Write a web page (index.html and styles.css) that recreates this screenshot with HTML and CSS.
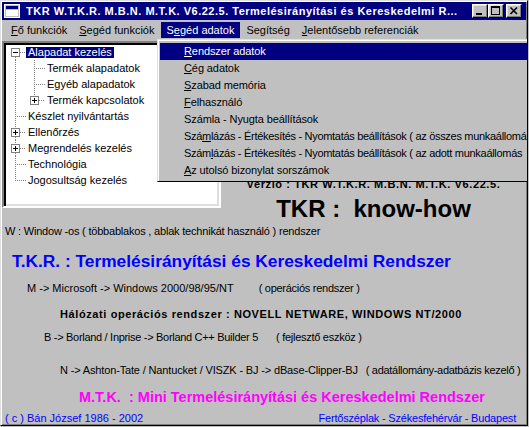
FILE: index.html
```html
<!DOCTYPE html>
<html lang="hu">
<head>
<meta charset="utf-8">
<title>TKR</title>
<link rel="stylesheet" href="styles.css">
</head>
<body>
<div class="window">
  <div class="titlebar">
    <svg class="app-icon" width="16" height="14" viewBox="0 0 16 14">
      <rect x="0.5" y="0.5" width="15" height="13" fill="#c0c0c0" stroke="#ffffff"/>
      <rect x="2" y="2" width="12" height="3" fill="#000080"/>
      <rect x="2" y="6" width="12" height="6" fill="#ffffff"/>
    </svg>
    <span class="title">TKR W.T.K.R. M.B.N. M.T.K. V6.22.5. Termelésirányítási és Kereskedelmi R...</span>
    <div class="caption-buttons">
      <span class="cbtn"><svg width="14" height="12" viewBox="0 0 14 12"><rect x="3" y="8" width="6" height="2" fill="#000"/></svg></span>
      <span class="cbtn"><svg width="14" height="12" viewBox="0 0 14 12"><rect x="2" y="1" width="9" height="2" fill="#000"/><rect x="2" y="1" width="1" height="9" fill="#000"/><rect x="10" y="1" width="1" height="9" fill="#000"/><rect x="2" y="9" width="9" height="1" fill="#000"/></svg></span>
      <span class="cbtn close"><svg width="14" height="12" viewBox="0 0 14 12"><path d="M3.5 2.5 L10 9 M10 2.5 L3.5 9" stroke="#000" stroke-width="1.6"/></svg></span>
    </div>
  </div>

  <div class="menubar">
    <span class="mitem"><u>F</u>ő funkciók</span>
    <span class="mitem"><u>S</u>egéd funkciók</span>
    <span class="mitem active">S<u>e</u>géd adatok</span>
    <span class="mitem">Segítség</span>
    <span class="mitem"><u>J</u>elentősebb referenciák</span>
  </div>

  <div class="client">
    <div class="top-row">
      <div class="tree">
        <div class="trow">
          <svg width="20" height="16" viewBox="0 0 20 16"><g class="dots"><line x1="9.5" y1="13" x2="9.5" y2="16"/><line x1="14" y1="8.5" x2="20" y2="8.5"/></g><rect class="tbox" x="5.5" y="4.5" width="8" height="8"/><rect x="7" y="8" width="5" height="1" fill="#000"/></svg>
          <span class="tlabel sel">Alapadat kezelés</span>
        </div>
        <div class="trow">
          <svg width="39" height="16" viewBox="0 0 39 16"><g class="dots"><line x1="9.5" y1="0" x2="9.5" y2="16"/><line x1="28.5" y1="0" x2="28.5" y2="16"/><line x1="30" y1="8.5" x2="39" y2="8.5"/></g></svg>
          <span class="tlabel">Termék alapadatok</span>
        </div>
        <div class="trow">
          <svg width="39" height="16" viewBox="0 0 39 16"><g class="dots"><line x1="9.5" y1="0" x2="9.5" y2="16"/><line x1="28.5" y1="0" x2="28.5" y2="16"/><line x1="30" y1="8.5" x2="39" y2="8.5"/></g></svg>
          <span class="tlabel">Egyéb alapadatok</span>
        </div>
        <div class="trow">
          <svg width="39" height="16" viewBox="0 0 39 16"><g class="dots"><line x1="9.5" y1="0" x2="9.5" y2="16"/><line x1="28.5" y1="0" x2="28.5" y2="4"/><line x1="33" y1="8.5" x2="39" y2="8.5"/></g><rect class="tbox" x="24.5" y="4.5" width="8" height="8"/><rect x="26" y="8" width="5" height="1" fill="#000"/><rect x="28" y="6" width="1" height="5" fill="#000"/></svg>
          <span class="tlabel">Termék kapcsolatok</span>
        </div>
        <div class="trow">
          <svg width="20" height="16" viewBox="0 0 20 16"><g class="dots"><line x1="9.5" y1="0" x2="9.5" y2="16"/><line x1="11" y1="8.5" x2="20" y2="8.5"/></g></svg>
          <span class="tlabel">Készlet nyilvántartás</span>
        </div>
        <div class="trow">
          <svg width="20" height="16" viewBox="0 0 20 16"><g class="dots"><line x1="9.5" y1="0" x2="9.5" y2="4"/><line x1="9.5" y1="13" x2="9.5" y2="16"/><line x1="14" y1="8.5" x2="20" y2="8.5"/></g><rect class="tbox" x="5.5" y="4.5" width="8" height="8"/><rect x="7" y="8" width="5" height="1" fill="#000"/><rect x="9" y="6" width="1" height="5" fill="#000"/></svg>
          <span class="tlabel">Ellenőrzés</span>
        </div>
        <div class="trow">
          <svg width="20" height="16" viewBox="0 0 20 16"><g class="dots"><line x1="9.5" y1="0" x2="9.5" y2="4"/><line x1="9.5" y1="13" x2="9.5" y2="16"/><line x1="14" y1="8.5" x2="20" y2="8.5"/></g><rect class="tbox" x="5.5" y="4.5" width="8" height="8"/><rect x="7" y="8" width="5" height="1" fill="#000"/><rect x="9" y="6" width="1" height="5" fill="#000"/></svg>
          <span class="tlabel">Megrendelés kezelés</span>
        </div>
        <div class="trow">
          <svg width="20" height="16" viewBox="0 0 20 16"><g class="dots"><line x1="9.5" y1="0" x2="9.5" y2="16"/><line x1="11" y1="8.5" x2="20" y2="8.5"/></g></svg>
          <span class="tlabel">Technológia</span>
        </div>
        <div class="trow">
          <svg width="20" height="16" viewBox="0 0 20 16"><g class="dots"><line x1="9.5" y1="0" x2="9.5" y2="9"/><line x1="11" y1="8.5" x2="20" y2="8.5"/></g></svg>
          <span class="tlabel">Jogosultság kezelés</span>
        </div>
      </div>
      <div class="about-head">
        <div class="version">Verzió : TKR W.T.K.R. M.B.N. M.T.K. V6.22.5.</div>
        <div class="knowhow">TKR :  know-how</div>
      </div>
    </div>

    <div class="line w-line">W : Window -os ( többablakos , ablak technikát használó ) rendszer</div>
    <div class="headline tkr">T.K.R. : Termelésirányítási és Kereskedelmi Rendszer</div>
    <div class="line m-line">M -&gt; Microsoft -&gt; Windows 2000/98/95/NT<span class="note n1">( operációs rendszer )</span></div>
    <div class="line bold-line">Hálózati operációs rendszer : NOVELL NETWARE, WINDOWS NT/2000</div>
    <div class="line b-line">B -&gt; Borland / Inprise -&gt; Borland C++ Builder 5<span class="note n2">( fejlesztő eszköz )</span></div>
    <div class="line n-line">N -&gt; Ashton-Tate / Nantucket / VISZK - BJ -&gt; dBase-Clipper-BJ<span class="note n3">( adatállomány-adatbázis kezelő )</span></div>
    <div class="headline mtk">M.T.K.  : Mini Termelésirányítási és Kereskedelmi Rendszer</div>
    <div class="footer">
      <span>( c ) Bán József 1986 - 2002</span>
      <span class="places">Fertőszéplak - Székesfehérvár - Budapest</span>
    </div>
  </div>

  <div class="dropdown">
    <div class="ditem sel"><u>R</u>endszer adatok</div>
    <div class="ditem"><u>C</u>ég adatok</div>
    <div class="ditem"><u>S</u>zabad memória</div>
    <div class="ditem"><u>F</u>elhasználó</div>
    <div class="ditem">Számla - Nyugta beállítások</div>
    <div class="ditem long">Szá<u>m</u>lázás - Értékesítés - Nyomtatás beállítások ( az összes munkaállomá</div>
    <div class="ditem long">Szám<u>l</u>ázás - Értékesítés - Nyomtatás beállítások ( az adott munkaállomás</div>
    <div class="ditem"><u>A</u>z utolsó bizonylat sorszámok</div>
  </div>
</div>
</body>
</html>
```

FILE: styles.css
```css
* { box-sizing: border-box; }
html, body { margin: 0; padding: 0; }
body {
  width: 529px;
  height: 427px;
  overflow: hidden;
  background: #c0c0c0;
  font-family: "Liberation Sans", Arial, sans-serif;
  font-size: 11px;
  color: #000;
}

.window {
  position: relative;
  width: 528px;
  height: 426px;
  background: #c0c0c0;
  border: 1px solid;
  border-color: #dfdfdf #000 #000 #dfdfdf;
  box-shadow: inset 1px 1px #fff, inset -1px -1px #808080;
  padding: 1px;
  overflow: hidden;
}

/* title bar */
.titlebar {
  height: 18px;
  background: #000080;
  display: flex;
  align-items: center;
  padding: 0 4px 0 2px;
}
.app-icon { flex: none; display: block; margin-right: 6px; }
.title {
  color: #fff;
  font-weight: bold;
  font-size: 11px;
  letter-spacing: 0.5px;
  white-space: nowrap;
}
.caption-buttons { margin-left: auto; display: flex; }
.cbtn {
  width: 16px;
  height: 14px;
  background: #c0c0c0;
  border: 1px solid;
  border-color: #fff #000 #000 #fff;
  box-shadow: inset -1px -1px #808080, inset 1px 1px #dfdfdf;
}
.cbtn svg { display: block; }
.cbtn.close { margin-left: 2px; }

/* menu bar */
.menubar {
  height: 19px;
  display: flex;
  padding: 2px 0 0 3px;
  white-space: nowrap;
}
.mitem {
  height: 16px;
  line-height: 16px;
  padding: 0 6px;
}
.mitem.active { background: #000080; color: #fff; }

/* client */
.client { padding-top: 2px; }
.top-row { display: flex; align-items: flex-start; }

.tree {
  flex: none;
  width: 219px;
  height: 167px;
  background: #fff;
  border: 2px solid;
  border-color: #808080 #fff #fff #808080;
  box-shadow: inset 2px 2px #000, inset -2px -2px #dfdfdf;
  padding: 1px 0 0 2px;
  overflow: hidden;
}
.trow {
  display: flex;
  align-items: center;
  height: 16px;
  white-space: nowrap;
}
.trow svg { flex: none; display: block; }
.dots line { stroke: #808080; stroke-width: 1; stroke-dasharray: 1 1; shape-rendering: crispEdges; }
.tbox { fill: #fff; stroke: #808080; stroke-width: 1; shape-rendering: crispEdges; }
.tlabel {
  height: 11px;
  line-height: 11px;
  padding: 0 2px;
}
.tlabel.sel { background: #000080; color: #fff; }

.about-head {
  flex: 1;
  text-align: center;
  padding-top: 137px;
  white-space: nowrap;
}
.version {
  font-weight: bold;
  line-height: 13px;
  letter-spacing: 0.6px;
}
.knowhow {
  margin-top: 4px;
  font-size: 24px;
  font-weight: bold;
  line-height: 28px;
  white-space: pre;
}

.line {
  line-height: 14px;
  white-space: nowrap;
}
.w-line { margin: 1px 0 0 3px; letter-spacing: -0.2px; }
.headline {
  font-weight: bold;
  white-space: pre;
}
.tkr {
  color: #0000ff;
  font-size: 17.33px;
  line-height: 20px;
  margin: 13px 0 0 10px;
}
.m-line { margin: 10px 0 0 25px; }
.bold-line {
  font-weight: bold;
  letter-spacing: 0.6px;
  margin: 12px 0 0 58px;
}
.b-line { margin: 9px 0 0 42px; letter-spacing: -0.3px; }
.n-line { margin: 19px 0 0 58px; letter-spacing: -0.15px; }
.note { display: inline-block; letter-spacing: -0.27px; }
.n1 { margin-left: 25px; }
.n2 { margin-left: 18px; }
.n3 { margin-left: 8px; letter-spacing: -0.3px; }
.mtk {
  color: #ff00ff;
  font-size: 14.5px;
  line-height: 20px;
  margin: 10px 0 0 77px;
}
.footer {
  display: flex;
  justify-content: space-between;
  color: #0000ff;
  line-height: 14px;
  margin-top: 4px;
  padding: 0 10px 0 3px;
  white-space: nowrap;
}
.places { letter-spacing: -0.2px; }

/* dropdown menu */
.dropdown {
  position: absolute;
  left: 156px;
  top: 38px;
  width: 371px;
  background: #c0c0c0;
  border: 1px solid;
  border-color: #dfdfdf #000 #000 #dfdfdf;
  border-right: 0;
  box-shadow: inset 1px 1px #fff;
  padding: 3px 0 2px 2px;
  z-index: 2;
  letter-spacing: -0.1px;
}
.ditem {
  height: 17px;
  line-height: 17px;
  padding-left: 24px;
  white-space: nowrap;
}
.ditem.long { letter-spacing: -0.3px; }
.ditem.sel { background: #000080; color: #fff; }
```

WORK TO BE COMPLETED >> Search the data for the string "index" and copy each line where it appears.

RESULT OF THE TASK >>
Write a web page (index.html and styles.css) that recreates this screenshot with HTML and CSS.
FILE: index.html
  z-index: 2;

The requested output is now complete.